EXERCISE AIM
Extract from the listing each line in which the word "styles" appears.

** START **

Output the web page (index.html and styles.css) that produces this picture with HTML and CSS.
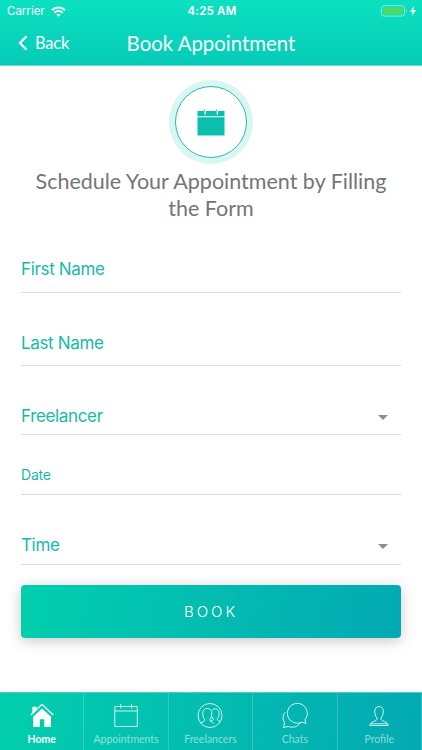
FILE: index.html
```
<!DOCTYPE html>
<html lang="en">
<head>
<meta charset="UTF-8" />
<meta name="viewport" content="width=device-width, initial-scale=1" />
<title>Book Appointment</title>
<link rel="stylesheet" href="styles.css">
</head>
<body>
  <div class="app">
    <header class="header">
      <div class="status">
        <div class="carrier">
          <span>Carrier</span>
          <svg width="15" height="11" viewBox="0 0 15 11" fill="none" stroke="#fff" stroke-width="2">
            <path d="M1 4.2C4.8.6 10.2.6 14 4.2M3.4 6.7c2.4-2.2 5.8-2.2 8.2 0"/>
            <path d="M5.3 8.5c1.3-1.1 3.1-1.1 4.4 0L7.500 10.800z" fill="#fff" stroke="none"/>
          </svg>
        </div>
        <div class="clock">4:25 AM</div>
        <div class="battery">
          <svg width="36" height="12" viewBox="0 0 36 12">
            <rect x=".5" y=".7" width="23" height="10.400" rx="2.500" fill="none" stroke="#7eeedb"/>
            <rect x="2" y="2.200" width="20" height="7.400" rx="1.300" fill="#4cd964"/>
            <path d="M25 4.200c1.300.5 1.300 2.900 0 3.400z" fill="#7eeedb"/>
            <path d="M33.300.8l-4.300 6h2.600l-.8 4.300 4.300-6h-2.700z" fill="#fff"/>
          </svg>
        </div>
      </div>
      <div class="navbar">
        <a class="back" href="#">
          <svg width="10" height="16" viewBox="0 0 10 16" fill="none" stroke="#fff" stroke-width="2.200">
            <path d="M8.500 1.200L2 8l6.500 6.800"/>
          </svg>
          <span>Back</span>
        </a>
        <h1 class="title">Book Appointment</h1>
      </div>
    </header>

    <main class="content">
      <div class="badge">
        <svg width="28" height="27" viewBox="0 0 28 27" fill="#0abfac">
          <path d="M.5 2h27v5.200H.5zM.5 8.300h27V26.500H.5z"/>
          <path d="M8.200 1v4.500M20.300 1v4.500" stroke="#fff" stroke-width="1.400"/>
          <path d="M7.300 0v2.200M19.400 0v2.200" stroke="#0abfac" stroke-width=".7"/>
        </svg>
      </div>
      <h2 class="heading">Schedule Your Appointment by Filling the Form</h2>

      <form class="form">
        <div class="field first"><label>First Name</label></div>
        <div class="field last"><label>Last Name</label></div>
        <div class="field select"><label>Freelancer</label><span class="caret"></span></div>
        <div class="field date"><label>Date</label></div>
        <div class="field time"><label>Time</label><span class="caret"></span></div>
        <button class="book" type="button">BOOK</button>
      </form>
    </main>

    <nav class="tabs">
      <a class="tab active" href="#">
        <svg width="26" height="28" viewBox="0 0 26 28">
          <path d="M4.200 15.700v10.400h6.700v-7.800h4.400v7.800H22V15.700L13 7.500z" fill="#fff"/>
          <path d="M3.400 5.800h4.200v3.400l-4.200 4z" fill="#fff"/>
          <path d="M1.800 14L13 3.400 24.200 14" fill="none" stroke="#fff" stroke-width="1.300"/>
        </svg>
        <span>Home</span>
      </a>
      <a class="tab" href="#">
        <svg width="26" height="28" viewBox="0 0 26 28">
          <path d="M1.800 5.500h22.500v20H1.800zM1.800 10h22.500M7.700 3v4.500M18.500 3v4.500"/>
        </svg>
        <span>Appointments</span>
      </a>
      <a class="tab" href="#">
        <svg width="26" height="28" viewBox="0 0 26 28">
          <circle cx="13" cy="14.500" r="12"/>
          <path d="M3.600 22c2-1.600 4.500-1.300 4.300-3.200C6.200 17 5.700 15.200 5.800 12c0-6 8.800-6 8.900-.2 0 3.200-.4 5-2 7-.2 2 2.600 1.500 4.400 4M14.800 9.500c2.200-3.200 7.400-1.600 7.300 2.800 0 2.500-.6 4.200-1.900 5.800 0 1.400 1.800 1.300 2.900 2.600M14.800 15.300c.4 1.300 1 2.100 1.600 2.800-.1 1-1 1.300-2.300 1.600"/>
        </svg>
        <span>Freelancers</span>
      </a>
      <a class="tab" href="#">
        <svg width="26" height="28" viewBox="0 0 26 28">
          <path d="M25.300 12.200c0 2.600-.9 4.900-2.400 6.500l1.100 3.800-4.200-1.300A10 10 0 1 1 25.300 12.200z"/>
          <path d="M3.100 11.300A9.200 9.200 0 0 0 2.700 22L1.400 26.500l4.800-1c4.400 1.500 9.500.6 12-3.500"/>
        </svg>
        <span>Chats</span>
      </a>
      <a class="tab" href="#">
        <svg width="26" height="28" viewBox="0 0 26 28">
          <path d="M11.100 17.200C9.300 14.800 8.700 13 8.700 10c0-5.900 8.600-5.900 8.600 0 0 3-.6 4.800-2.400 7.200 0 4.300 6.900 2.400 7.300 7.300H3.800c.4-4.900 7.300-3 7.300-7.300z"/>
          <path d="M5 22.800h16"/>
        </svg>
        <span>Profile</span>
      </a>
    </nav>
  </div>
</body>
</html>
```
FILE: styles.css
```
* {
  box-sizing: border-box;
}
html, body {
  margin: 0;
  padding: 0;
  height: 100%;
  background: #fff;
  font-family: Lato, 'Noto Sans', sans-serif;
  overflow: hidden;
}
svg {
  display: block;
}
a {
  color: inherit;
  text-decoration: none;
}
.app {
  display: flex;
  flex-direction: column;
  height: 100vh;
}

/* header */
.header {
  height: 66px;
  color: #fff;
  background: linear-gradient(#0be1c1, #06cbb7);
  border-bottom: 1px solid #62ded0;
}
.status {
  display: grid;
  grid-template-columns: 1fr auto 1fr;
  align-items: center;
  height: 22px;
  padding: 0 5px 0 7px;
  font-family: Inter, sans-serif;
  font-size: 11.5px;
}
.carrier {
  display: flex;
  align-items: center;
  gap: 6px;
}
.clock {
  font-weight: 600;
  letter-spacing: 0.2px;
}
.battery {
  justify-self: end;
}
.navbar {
  display: grid;
  grid-template-columns: 1fr auto 1fr;
  align-items: center;
  height: 42px;
  padding: 0 18px;
}
.back {
  display: flex;
  align-items: center;
  gap: 7px;
  font-size: 16.5px;
  letter-spacing: -0.2px;
}
.title {
  margin: 0;
  font-size: 20.4px;
  font-weight: 400;
}

/* form */
.content {
  flex: 1;
  padding: 14px 21px 0;
}
.badge {
  display: flex;
  align-items: center;
  justify-content: center;
  width: 72px;
  height: 72px;
  margin: 6px auto 10px;
  border: 1px solid #22b9a9;
  border-radius: 50%;
  box-shadow: 0 0 0 6px #d8f6f2;
}
.heading {
  margin: 0;
  font-size: 21.5px;
  font-weight: 400;
  line-height: 27px;
  text-align: center;
  color: #757575;
}
.form {
  display: flex;
  flex-direction: column;
  font-family: Inter, sans-serif;
}
.field {
  display: flex;
  justify-content: space-between;
  height: 70px;
  padding-top: 39px;
  border-bottom: 1px solid #dedede;
  color: #16bba8;
  font-size: 17px;
  letter-spacing: -0.35px;
  line-height: 22px;
}
.first {
  height: 71px;
  padding-top: 36px;
}
.last {
  height: 73px;
}
.select {
  height: 69px;
}
.date {
  height: 60px;
  padding-top: 29px;
  font-size: 14px;
  letter-spacing: -0.2px;
}
.caret {
  width: 0;
  height: 0;
  margin: 10px 13px 0 0;
  border: 5px solid transparent;
  border-top-color: #8e8e8e;
  border-bottom: 0;
}
.book {
  height: 53px;
  margin-top: 20px;
  padding: 0;
  border: 0;
  border-radius: 4px;
  color: #fff;
  background: linear-gradient(100deg, #02cfae, #03a9b3);
  box-shadow: 0 3px 14px rgba(0, 0, 0, 0.22);
  font-family: Inter, sans-serif;
  font-size: 15px;
  font-weight: 300;
  letter-spacing: 3px;
}

/* bottom tabs */
.tabs {
  display: grid;
  grid-template-columns: repeat(5, 1fr);
  height: 58px;
  background: linear-gradient(100deg, #02cfae, #03a9b3);
  border-top: 1px solid #47cfc1;
}
.tab {
  display: flex;
  flex-direction: column;
  align-items: center;
  padding-top: 8px;
  border-right: 1px solid rgba(255, 255, 255, 0.2);
  color: rgba(255, 255, 255, 0.55);
  font-size: 10.5px;
  line-height: 13px;
}
.tab span {
  margin-top: 4px;
}
.tab svg {
  fill: none;
  stroke: rgba(255, 255, 255, 0.8);
  stroke-width: 1;
}
.tab.active {
  color: #fff;
  font-weight: 700;
}
.tab.active svg {
  stroke: none;
}
```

** END **

RESPONSE TO THIS TASK
Output the web page (index.html and styles.css) that produces this picture with HTML and CSS.
<link rel="stylesheet" href="styles.css">
FILE: styles.css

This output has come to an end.